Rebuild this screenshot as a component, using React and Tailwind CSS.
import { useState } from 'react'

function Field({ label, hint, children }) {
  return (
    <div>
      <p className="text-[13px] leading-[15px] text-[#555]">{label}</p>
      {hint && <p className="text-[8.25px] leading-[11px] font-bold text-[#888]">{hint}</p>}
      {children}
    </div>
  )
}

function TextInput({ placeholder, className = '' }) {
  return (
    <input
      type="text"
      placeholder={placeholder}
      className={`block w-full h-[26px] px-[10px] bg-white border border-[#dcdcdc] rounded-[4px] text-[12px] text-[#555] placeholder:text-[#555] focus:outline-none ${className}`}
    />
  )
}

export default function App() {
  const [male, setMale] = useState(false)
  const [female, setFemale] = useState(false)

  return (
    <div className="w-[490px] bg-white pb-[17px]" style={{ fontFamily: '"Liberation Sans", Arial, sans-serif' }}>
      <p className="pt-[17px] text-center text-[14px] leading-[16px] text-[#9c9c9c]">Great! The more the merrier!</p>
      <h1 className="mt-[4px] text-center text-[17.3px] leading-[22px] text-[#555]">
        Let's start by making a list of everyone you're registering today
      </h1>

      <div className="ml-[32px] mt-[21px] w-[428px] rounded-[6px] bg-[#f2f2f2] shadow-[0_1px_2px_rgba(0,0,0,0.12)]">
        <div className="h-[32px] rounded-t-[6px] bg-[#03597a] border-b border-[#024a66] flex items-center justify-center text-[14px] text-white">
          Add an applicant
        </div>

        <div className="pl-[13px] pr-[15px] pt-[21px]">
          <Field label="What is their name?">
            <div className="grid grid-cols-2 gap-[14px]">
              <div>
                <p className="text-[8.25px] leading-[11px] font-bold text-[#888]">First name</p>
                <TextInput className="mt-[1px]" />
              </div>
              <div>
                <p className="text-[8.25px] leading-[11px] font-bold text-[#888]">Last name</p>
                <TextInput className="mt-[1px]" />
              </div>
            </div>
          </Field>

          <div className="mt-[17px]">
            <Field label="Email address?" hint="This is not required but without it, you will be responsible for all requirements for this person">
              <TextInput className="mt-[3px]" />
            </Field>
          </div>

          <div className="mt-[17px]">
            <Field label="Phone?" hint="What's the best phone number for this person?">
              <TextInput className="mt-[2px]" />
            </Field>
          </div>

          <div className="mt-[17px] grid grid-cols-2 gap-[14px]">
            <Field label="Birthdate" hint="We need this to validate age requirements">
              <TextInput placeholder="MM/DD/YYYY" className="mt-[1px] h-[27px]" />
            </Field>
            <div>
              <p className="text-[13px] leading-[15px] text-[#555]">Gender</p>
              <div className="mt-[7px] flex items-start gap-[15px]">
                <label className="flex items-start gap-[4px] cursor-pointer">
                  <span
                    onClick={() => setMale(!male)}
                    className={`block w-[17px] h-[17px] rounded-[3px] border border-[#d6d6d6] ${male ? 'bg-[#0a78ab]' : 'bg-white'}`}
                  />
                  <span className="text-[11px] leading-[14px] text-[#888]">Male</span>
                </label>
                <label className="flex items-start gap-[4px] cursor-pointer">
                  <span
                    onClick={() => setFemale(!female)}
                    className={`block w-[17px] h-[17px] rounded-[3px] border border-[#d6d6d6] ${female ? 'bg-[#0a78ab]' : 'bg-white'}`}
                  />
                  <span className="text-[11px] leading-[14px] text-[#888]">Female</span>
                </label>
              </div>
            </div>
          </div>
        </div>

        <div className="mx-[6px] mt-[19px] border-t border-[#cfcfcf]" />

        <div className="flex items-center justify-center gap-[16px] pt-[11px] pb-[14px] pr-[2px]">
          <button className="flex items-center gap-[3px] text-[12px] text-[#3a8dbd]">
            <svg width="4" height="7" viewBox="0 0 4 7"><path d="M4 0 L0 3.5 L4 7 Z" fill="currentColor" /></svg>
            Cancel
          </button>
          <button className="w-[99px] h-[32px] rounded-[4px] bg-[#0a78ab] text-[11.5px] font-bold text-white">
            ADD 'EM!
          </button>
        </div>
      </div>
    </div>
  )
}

▬▬▬

• **INSTRUCTIONS FOR THE TASK**: Give back the whole listing exactly as it reads.

• **EXERCISE RESULT**:
Rebuild this screenshot as a component, using React and Tailwind CSS.
import { useState } from 'react'

function Field({ label, hint, children }) {
  return (
    <div>
      <p className="text-[13px] leading-[15px] text-[#555]">{label}</p>
      {hint && <p className="text-[8.25px] leading-[11px] font-bold text-[#888]">{hint}</p>}
      {children}
    </div>
  )
}

function TextInput({ placeholder, className = '' }) {
  return (
    <input
      type="text"
      placeholder={placeholder}
      className={`block w-full h-[26px] px-[10px] bg-white border border-[#dcdcdc] rounded-[4px] text-[12px] text-[#555] placeholder:text-[#555] focus:outline-none ${className}`}
    />
  )
}

export default function App() {
  const [male, setMale] = useState(false)
  const [female, setFemale] = useState(false)

  return (
    <div className="w-[490px] bg-white pb-[17px]" style={{ fontFamily: '"Liberation Sans", Arial, sans-serif' }}>
      <p className="pt-[17px] text-center text-[14px] leading-[16px] text-[#9c9c9c]">Great! The more the merrier!</p>
      <h1 className="mt-[4px] text-center text-[17.3px] leading-[22px] text-[#555]">
        Let's start by making a list of everyone you're registering today
      </h1>

      <div className="ml-[32px] mt-[21px] w-[428px] rounded-[6px] bg-[#f2f2f2] shadow-[0_1px_2px_rgba(0,0,0,0.12)]">
        <div className="h-[32px] rounded-t-[6px] bg-[#03597a] border-b border-[#024a66] flex items-center justify-center text-[14px] text-white">
          Add an applicant
        </div>

        <div className="pl-[13px] pr-[15px] pt-[21px]">
          <Field label="What is their name?">
            <div className="grid grid-cols-2 gap-[14px]">
              <div>
                <p className="text-[8.25px] leading-[11px] font-bold text-[#888]">First name</p>
                <TextInput className="mt-[1px]" />
              </div>
              <div>
                <p className="text-[8.25px] leading-[11px] font-bold text-[#888]">Last name</p>
                <TextInput className="mt-[1px]" />
              </div>
            </div>
          </Field>

          <div className="mt-[17px]">
            <Field label="Email address?" hint="This is not required but without it, you will be responsible for all requirements for this person">
              <TextInput className="mt-[3px]" />
            </Field>
          </div>

          <div className="mt-[17px]">
            <Field label="Phone?" hint="What's the best phone number for this person?">
              <TextInput className="mt-[2px]" />
            </Field>
          </div>

          <div className="mt-[17px] grid grid-cols-2 gap-[14px]">
            <Field label="Birthdate" hint="We need this to validate age requirements">
              <TextInput placeholder="MM/DD/YYYY" className="mt-[1px] h-[27px]" />
            </Field>
            <div>
              <p className="text-[13px] leading-[15px] text-[#555]">Gender</p>
              <div className="mt-[7px] flex items-start gap-[15px]">
                <label className="flex items-start gap-[4px] cursor-pointer">
                  <span
                    onClick={() => setMale(!male)}
                    className={`block w-[17px] h-[17px] rounded-[3px] border border-[#d6d6d6] ${male ? 'bg-[#0a78ab]' : 'bg-white'}`}
                  />
                  <span className="text-[11px] leading-[14px] text-[#888]">Male</span>
                </label>
                <label className="flex items-start gap-[4px] cursor-pointer">
                  <span
                    onClick={() => setFemale(!female)}
                    className={`block w-[17px] h-[17px] rounded-[3px] border border-[#d6d6d6] ${female ? 'bg-[#0a78ab]' : 'bg-white'}`}
                  />
                  <span className="text-[11px] leading-[14px] text-[#888]">Female</span>
                </label>
              </div>
            </div>
          </div>
        </div>

        <div className="mx-[6px] mt-[19px] border-t border-[#cfcfcf]" />

        <div className="flex items-center justify-center gap-[16px] pt-[11px] pb-[14px] pr-[2px]">
          <button className="flex items-center gap-[3px] text-[12px] text-[#3a8dbd]">
            <svg width="4" height="7" viewBox="0 0 4 7"><path d="M4 0 L0 3.5 L4 7 Z" fill="currentColor" /></svg>
            Cancel
          </button>
          <button className="w-[99px] h-[32px] rounded-[4px] bg-[#0a78ab] text-[11.5px] font-bold text-white">
            ADD 'EM!
          </button>
        </div>
      </div>
    </div>
  )
}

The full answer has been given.